Embrasser la vie comme un tout: tout un programme. Surtout pour qui a grandi dans un schéma de pensée analytique et quantitatif. L'exercice est d'ailleurs difficile pour tous ceux qui essaient de restituer le produit d'une recherche académique et intellectuelle. Ainsi, le chercheur en sciences humaines ou sociales a certainement autant de difficultés à «embrasser la vie comme un tout» que le scientifique issu des sciences dites dures. Il faut sans aucun doute y voir la raison profonde de mon amour immodéré pour la lecture, qui fait voyager son invité dans les domaines les plus divers, aux moments les plus divers de sa journée, où qu'il soit. Un bonheur sans cesse renouvelé. 

Lu dans
Micheline Louis-Courvoisier. Les livres que j'aimerais que mon médecin lise. Georg. 2008 200 pages. Extrait p.15

06 mai 2009

Eloge du manque

"Un bon repas doit commencer par la faim"
Daniel Tammer

Lu dans
Daniel Tammer. Embrasser le ciel immense. Les Arènes.  2009. 330 pages. Extrait  p.256 

04 mai 2009

La lumière au bord de ses mains

" .. entourée par tant de vie qu'elle n'a jamais vue
elle ouvre les yeux pour regarder la lumière
au bord de ses mains."
Homero Aridjis.

Elle s'appelle Jeanne, est née à l'autre bout du monde dans un pays arc-en-ciel, dans une ville située sur une mine d'or, un deux mai printannier, par une année printannière: heureux présages. Comme elle, nous sommes à nouveau éblouis par tant de vie. 

Lu dans
Homero Aridjis . Les poèmes solaires. Mercure de France . 2008 . 190 pages. extrait p.30

02 mai 2009

J'ai été mouillé

"Mon amie, il y a eu hier une grande bataille, la victoire m'est restée, mais j'ai perdu bien du monde. (..) Je suis un peu fatigué, j'ai été mouillé deux ou trois fois dans la journée."
Lettres de Napoléon à Marie-Louise après les batailles d'Eylau et de Bautzen.


Un mari trempé, menacé d'un rhume, écrit à sa femme.

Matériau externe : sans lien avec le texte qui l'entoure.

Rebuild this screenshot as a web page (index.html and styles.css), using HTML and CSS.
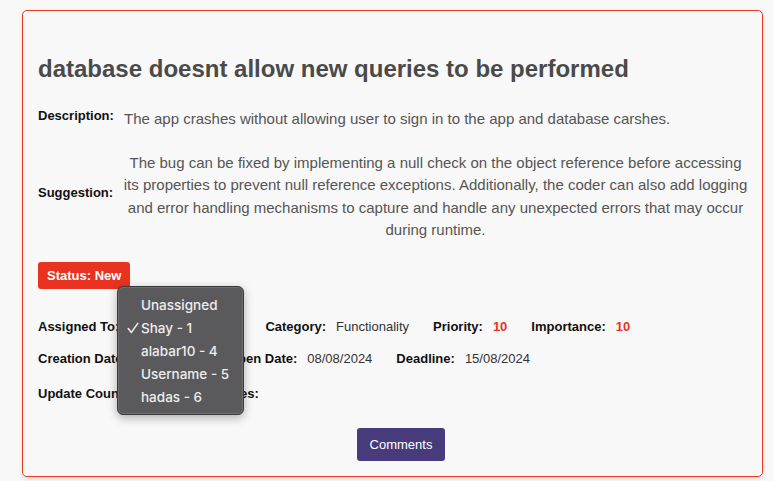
FILE: index.html
```html
<!DOCTYPE html>
<html>
<head>
<meta charset="utf-8">
<link rel="stylesheet" href="styles.css">
</head>
<body>
<div class="card">
  <h1 class="title">database doesnt allow new queries to be performed</h1>
  <div class="field">
    <div class="label">Description:</div>
    <div class="desc">The app crashes without allowing user to sign in to the app and database carshes.</div>
  </div>
  <div class="field sugg-field">
    <div class="label">Suggestion:</div>
    <div class="sugg">The bug can be fixed by implementing a null check on the object reference before accessing its properties to prevent null reference exceptions. Additionally, the coder can also add logging and error handling mechanisms to capture and handle any unexpected errors that may occur during runtime.</div>
  </div>
  <div class="status">Status: New</div>

  <div class="meta-area">
    <div class="row row1">
      <div class="item"><span class="k">Assigned To:</span><span class="select-box">Shay - 1</span></div>
      <div class="item"><span class="k">Category:</span><span class="v">Functionality</span></div>
      <div class="item"><span class="k">Priority:</span><span class="v red">10</span></div>
      <div class="item"><span class="k">Importance:</span><span class="v red">10</span></div>
    </div>
    <div class="row row2">
      <div class="item wide"><span class="k">Creation Date:</span><span class="v">07/08/2024</span></div>
      <div class="item"><span class="k">Open Date:</span><span class="v">08/08/2024</span></div>
      <div class="item"><span class="k">Deadline:</span><span class="v">15/08/2024</span></div>
    </div>
    <div class="row row3">
      <div class="item"><span class="k">Update Count:</span><span class="v">0</span></div>
      <div class="item"><span class="k">Last Updates:</span><span class="v"></span></div>
    </div>

    <ul class="popup">
      <li>Unassigned</li>
      <li class="checked"><svg class="check" width="12" height="12" viewBox="0 0 12 12"><path d="M1.2 6.6 L4.4 10.4 L10.8 1.4" fill="none" stroke="#ececec" stroke-width="1.6" stroke-linecap="round" stroke-linejoin="round"/></svg>Shay - 1</li>
      <li>alabar10 - 4</li>
      <li>Username - 5</li>
      <li>hadas - 6</li>
    </ul>
  </div>

  <div class="actions">
    <button class="btn">Comments</button>
  </div>
</div>
</body>
</html>
```

FILE: styles.css
```css
* { box-sizing: border-box; }
html, body { margin: 0; padding: 0; }
body {
  background: #f8f8f8;
  font-family: "Liberation Sans", Arial, sans-serif;
  width: 773px;
  height: 481px;
  overflow: hidden;
}
.card {
  margin: 10px 10px 0 22px;
  height: 467px;
  border: 1px solid #ec3a25;
  border-radius: 5px;
  background: #f8f8f8;
  box-shadow: 0 2px 4px rgba(0,0,0,0.12);
  padding: 44px 15px 0 15px;
}
.title {
  margin: 0 0 25px 0;
  font-size: 24px;
  font-weight: bold;
  color: #4a4a4a;
  line-height: 27.6px;
}
.field {
  display: flex;
  align-items: center;
}
.label {
  width: 82px;
  flex: none;
  font-size: 13px;
  font-weight: bold;
  color: #111;
  margin-bottom: 8px;
}
.desc, .sugg {
  font-size: 15px;
  line-height: 22.5px;
  color: #555;
}
.desc { padding-left: 4px; }
.sugg { text-align: center; flex: 1; margin-right: -4px; }
.sugg-field { margin-top: 21px; }
.status {
  display: inline-block;
  margin-top: 20px;
  height: 27px;
  line-height: 27px;
  padding: 0 9px;
  background: #e9321f;
  color: #fff;
  font-size: 13px;
  font-weight: bold;
  border-radius: 3px;
}
.meta-area {
  position: relative;
}
.row {
  display: flex;
  align-items: center;
  gap: 24px;
  font-size: 13px;
  height: 16px;
}
.row1 { margin-top: 30px; }
.row2 { margin-top: 16px; }
.row3 { margin-top: 19px; gap: 28px; }
.item { display: flex; align-items: center; gap: 10px; white-space: nowrap; }
.item.wide { margin-right: 2px; }
.k { font-weight: bold; color: #111; }
.v { color: #333; }
.v.red { color: #e9321f; font-weight: bold; }
.select-box {
  width: 112px;
  color: #333;
}
.popup {
  position: absolute;
  left: 79px;
  top: -33px;
  width: 127px;
  margin: 0;
  padding: 7px 0 5px 0;
  list-style: none;
  background: #5a5a5c;
  border: 1px solid #3a3a3a;
  border-radius: 6px;
  box-shadow: 0 3px 10px rgba(0,0,0,0.3), inset 0 0 0 1px rgba(255,255,255,0.12);
  font-family: Inter, "Noto Sans", sans-serif;
  font-size: 13.5px;
  font-weight: 500;
  color: #ededed;
}
.popup li {
  height: 23px;
  line-height: 23px;
  padding-left: 23px;
  position: relative;
}
.check {
  position: absolute;
  left: 9px;
  top: 5px;
}
.actions {
  display: flex;
  justify-content: center;
  padding-left: 17px;
  margin-top: 26px;
}
.btn {
  height: 33px;
  padding: 0 12px;
  min-width: 88px;
  background: #473b7b;
  color: #fff;
  border: none;
  border-radius: 3px;
  font-family: "Liberation Sans", Arial, sans-serif;
  font-size: 13px;
}
```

C'est une expression du réel. Vingt-cinq mille morts français, la moitié chez les Russes (Eylau), vingt-mille de part et d'autre (Bautzen), c'en est une autre. Vie privée, vie publique. « Quel massacre! Et sans résultats! Spectacle bien fait pour inspirer aux princes l'amour de la paix et l'horreur de la guerre » écrit-il au soir de la bataille d'Eylau, avant d'inviter à dîner les officiers d'artillerie. « Pour aller souper chez l'Empereur, nous passions entre deux montagnes de corps, de membres mis en pièces, des bras, des têtes, hélas! celles de nos amis », racontera un des invités. « Personne n'avait faim , mais ce qui dégoûta encore plus et mit le comble à la nausée, c'est que chacun, en ouvrant sa serviette, y trouva un billet de banque. » Un billet de banque pour faire oublier l'horreur d'une bataille dont la victoire fut revendiquée par les deux parties: les troupes françaises, restées maîtres du terrain, les Russes repliés en bon ordre,  les Français décrits comme trop épuisés pour les poursuivre. Que de réflexions possibles sur la vanité des événements et la duplicité des personnes en si peu de lignes. L'élévation des réflexions pacifistes de l'empereur ("inspirer aux princes l'amour de la paix et l'horreur de la guerre") résiste mal à la longue énumération des bataillles ayant émaillé son règne et à la récompense prosaïque du repas d'après bataille... dont feint s'indigner une des participants dans ses mémoires. Les choses ont-elle changé aujourd'hui? 

Lu dans :
Jean-Paul Kauffmann. La chambre noire de Longwood. Folio. La table ronde 1997. 360 p. Extraits pages 160, 204 et 206
Michelet, Histoire du dix-neuvième siècle

01 mai 2009

On est devenus pauvres

"Comme tout désormais
Me semble différent.
Abandonnez, amis, cette chasse harassante;
Vos biens, comprenez-le, sont à jamais perdus;
Mais notre pauvreté, ce n'est pas, voyez-vous,
De n'être plus comblés de biens terrestres,
Tout le monde ici-bas ne saurait être riche.
Notre pauvreté, c'est d'avoir perdu
Le sens des valeurs les plus hautes."
B. Brecht


Phrase prémonitoire de la réflexion de Pierre Bérégovoy, devenu Premier ministe de François Miterrand, accablé par les affaires, lâché par ses camarades socialistes, qui à la veille de perdre les élections, dit à sa femme : « On a fini par oublier de payer nos places au théâtre, aux avant-premières, et c’est là qu’on est devenus pauvres. (..) A 60 balais, il m’a fallu deux banques et un prêt privé pour acheter mon appartement. On va perdre les élections, et j’aurai quoi, après ? Rien ». Il se suicidera le 1er mai 1993. France 2 lui rend ce soir dans un émouvant téléfilm un hommage posthume qui célèbre de belle manière la fête du Travail. 
 
Lu dans :
Bertolt Brecht, Sainte Jeanne des Abattoirs,L'Arche, Collection : Scene Ouverte, 1997. Extrait p.98
L’honneur sali de Bérégovoy. Vanhoenacker Charline, Le Soir, jeudi 30 avril 2009.